Thoughts, tips, help? Anything would be greatly appreciated.


----------



## kjms1 (Jun 4, 2010)

first tip 
NEVER use starter fluid on a diesel use WD-40

did you remove the fuel line going into the injector pump or coming out of it ... if you checked fuel before it goes into the pump then check the fuel pump and fuel filter
if you check it after it comes out of the injector pump check it before the injector pump


----------



## ai13 (Sep 1, 2010)

I checked the fuel lines as they entered the engine block, so that would be the fuel line coming out of the fuel pump. I will check the fuel lines leading into the pump, thanks for the advice. 

As for the starter fluid, it did say it was made to work on diesels. Perhaps I messed up, perhaps you think I used gasoline engine starter fluid, either way, thank you for the response.


----------



## ai13 (Sep 1, 2010)

I checked the fuel line leading into the fuel pump throttle assembly, and there was no fuel flow even when I attempted to turn the engine over. I only tried for 3 seconds but as nothing came out in that time, I stopped. I am now following the lines back to the fuel tank to look for a blockage.


----------



## ai13 (Sep 1, 2010)

I disconnected the lines leading out of the fuel tank and attempted to crank the engine and nothing came out of them. I then put 5 gallons of diesel into the tank, bringing the fuel gauge from 1/4 to 1/2 full, primed the engine with about 60 presses of the priming shaft, and attempted to start the engine again. Still no fuel flow. I believe that this means that there is a problem with the pump in the fuel tank. Is that assumption correct?


----------



## Wrench97 (May 10, 2008)

Is this a SD25 engine?

Does it have a pump in the tank? Most of the time if it has a primer pump that means a mechanical pump mounted on the motor.


----------



## ai13 (Sep 1, 2010)

No, it is a 2.4 liter 2L diesel engine and it evidently has a primer on the fuel filter, and a pump in the fuel tank.


----------



## kjms1 (Jun 4, 2010)

If its got the pump in the tank lets do this first find the fuse box and find the fuel pump fuse and check that


----------



## ai13 (Sep 1, 2010)

All the fuses look intact. What is next?


----------



## Wrench97 (May 10, 2008)

It should have a fuel pump relay also, check that current flows through the relay when the key is first turned on.


----------



## kjms1 (Jun 4, 2010)

like wrench said find the fuel pump relay turn the key on and you feel the relay click on or hear it click on .... might take 2 ppl to do this


----------



## ai13 (Sep 1, 2010)

I cannot find a relay labeled "Fuel Pump Relay", however I did find a relay next to the glow plug relay that had no current flowing through it when the key was turned on. I would have tried tracing the wiring back from the fuel pump, however I cannot find it either. As I said before, I evidently have a fuel pump, the Chilton manual for my truck says that I should have one.


----------



## Wrench97 (May 10, 2008)

How many wires go into the fuel tank?


----------



## ai13 (Sep 1, 2010)

I can only see 2 wires leading to the fuel tank, I guess that means that there is not an in tank pump?

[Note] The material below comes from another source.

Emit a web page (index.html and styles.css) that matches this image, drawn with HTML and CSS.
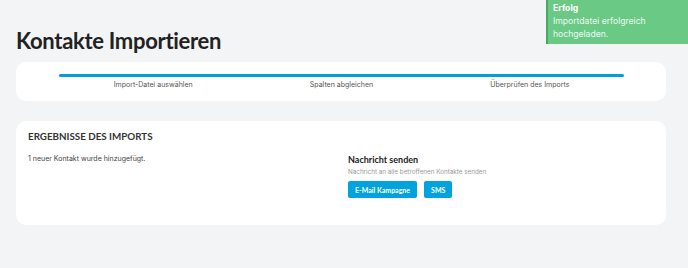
FILE: index.html
```html
<!DOCTYPE html>
<html lang="de">
<head>
  <meta charset="UTF-8">
  <meta name="viewport" content="width=device-width, initial-scale=1.0">
  <title>Kontakte Importieren</title>
  <link rel="stylesheet" href="styles.css">
</head>
<body>
  <div class="toast">
    <div class="toast-title">Erfolg</div>
    <div class="toast-text">Importdatei erfolgreich hochgeladen.</div>
  </div>

  <h1>Kontakte Importieren</h1>

  <div class="card steps">
    <div class="step">
      <div class="bar"></div>
      <span>Import-Datei auswählen</span>
    </div>
    <div class="step">
      <div class="bar"></div>
      <span>Spalten abgleichen</span>
    </div>
    <div class="step">
      <div class="bar"></div>
      <span>Überprüfen des Imports</span>
    </div>
  </div>

  <div class="card results">
    <h2>Ergebnisse des Imports</h2>
    <div class="results-body">
      <p class="summary">1 neuer Kontakt wurde hinzugefügt.</p>
      <div class="message">
        <h3>Nachricht senden</h3>
        <p class="hint">Nachricht an alle betroffenen Kontakte senden</p>
        <div class="actions">
          <button>E-Mail Kampagne</button>
          <button>SMS</button>
        </div>
      </div>
    </div>
  </div>
</body>
</html>
```

FILE: styles.css
```css
body {
  margin: 0;
  padding: 0 22px 0 16px;
  background-color: #f3f4f6;
  font-family: Inter, "Liberation Sans", Arial, sans-serif;
  color: #333;
}
h1 {
  margin: 0;
  padding-top: 27px;
  height: 35px;
  font-family: Lato, sans-serif;
  font-size: 22px;
  font-weight: 700;
  color: #222;
  letter-spacing: -0.3px;
}
.card {
  background-color: #fff;
  border-radius: 10px;
}
.steps {
  display: flex;
  padding: 12px 42px 0 43px;
  height: 27px;
  margin-bottom: 20px;
}
.step {
  flex: 1;
  text-align: center;
  font-size: 7px;
  color: #555;
}
.bar {
  height: 3px;
  background-color: #00a0dc;
  margin-bottom: 3px;
}
.step:first-child .bar {
  border-radius: 2px 0 0 2px;
}
.step:last-child .bar {
  border-radius: 0 2px 2px 0;
}
.results {
  padding: 9px 12px 0 12px;
  height: 95px;
}
h2 {
  margin: 0 0 12px 0;
  font-family: Lato, sans-serif;
  font-size: 9.8px;
  font-weight: 700;
  text-transform: uppercase;
  color: #333;
}
.results-body {
  display: flex;
}
.summary {
  width: 320px;
  margin: 0;
  font-size: 7px;
  color: #444;
}
.message h3 {
  margin: 0 0 3px 0;
  font-family: Lato, sans-serif;
  font-size: 9px;
  font-weight: 700;
  color: #222;
}
.hint {
  margin: 0 0 5px 0;
  font-size: 6.3px;
  color: #999;
}
.actions {
  display: flex;
  gap: 7px;
}
button {
  height: 17px;
  padding: 0 7px;
  background-color: #00a3dd;
  color: #fff;
  border: none;
  border-radius: 2px;
  font-family: Lato, sans-serif;
  font-size: 7px;
  font-weight: 700;
}
.toast {
  position: absolute;
  top: 0;
  right: 0;
  width: 135px;
  height: 42px;
  padding: 2px 0 0 5px;
  background-color: #69c985;
  border-left: 2px solid #4aa866;
  color: #fff;
  font-size: 8.6px;
  line-height: 13px;
}
.toast-title {
  font-weight: 700;
}
.toast-text {
  padding-right: 30px;
  color: #eefaf1;
}
```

I would like to appologise for the delayed response, for some reason the update seems to have been sent to my spam box.


----------



## Wrench97 (May 10, 2008)

Doesn't sound like it, most of the Nissan Diesels from the 70's & 80's I've seen had a mechanical pump, put the fuel lines back on the tank and loosen the line going to from the primer pump to the injection pump on the injection pump side, pump the primer pump you should fuel out of it.


----------



## ai13 (Sep 1, 2010)

I pressed the priming piston about 180 - 200 times. Aside from an initial squirt, nothing else came out. I did check that there was a little gust of air out of the tube during each pump and there was. What next?


----------



## Wrench97 (May 10, 2008)

Lets make sure I have the correct fuel system layout, the line from the tank goes to the primer pump or to somewhere else first?


----------



## ai13 (Sep 1, 2010)

Alright, the best way to do this is probably to provide pictures. 

These are the three lines leading out of the fuel tank.
http://img32.imageshack.us/img32/1825/img0477m.jpg
This is the line that leads into the chassis and ends up somewhere I cannot find.
http://yfrog.com/bcimg0478j
These two enter the engine compartment. 
http://yfrog.com/5himg0468ysj
This one enters the injector pump assembly immediately here.
http://yfrog.com/61img0474ej
Another view.
http://yfrog.com/bhimg0470etj
This is the sediment type primer pump (I think I have that right, then again it might just be a filter, either way that knob on top seems to act like a priming lever)
http://yfrog.com/j0img0475hij
And here is where it enters the injector pump assembly.
http://yfrog.com/83img0476kj
And this is a shot of the whole pump side of the engine.
http://yfrog.com/j0img0472qj
I apologize, I forgot to rotate that last one.

To answer your question, according to the schematics I have for the engine, I think the fuel line enters the injection pump after the filter/primer and then gets directed into the engine.

Did this help?


----------



## Wrench97 (May 10, 2008)

Loosen the banjo nut on the injection pump line after the primer if you do not get fuel out of it, it's probably going to have a suction line leak between the primer pump and tank.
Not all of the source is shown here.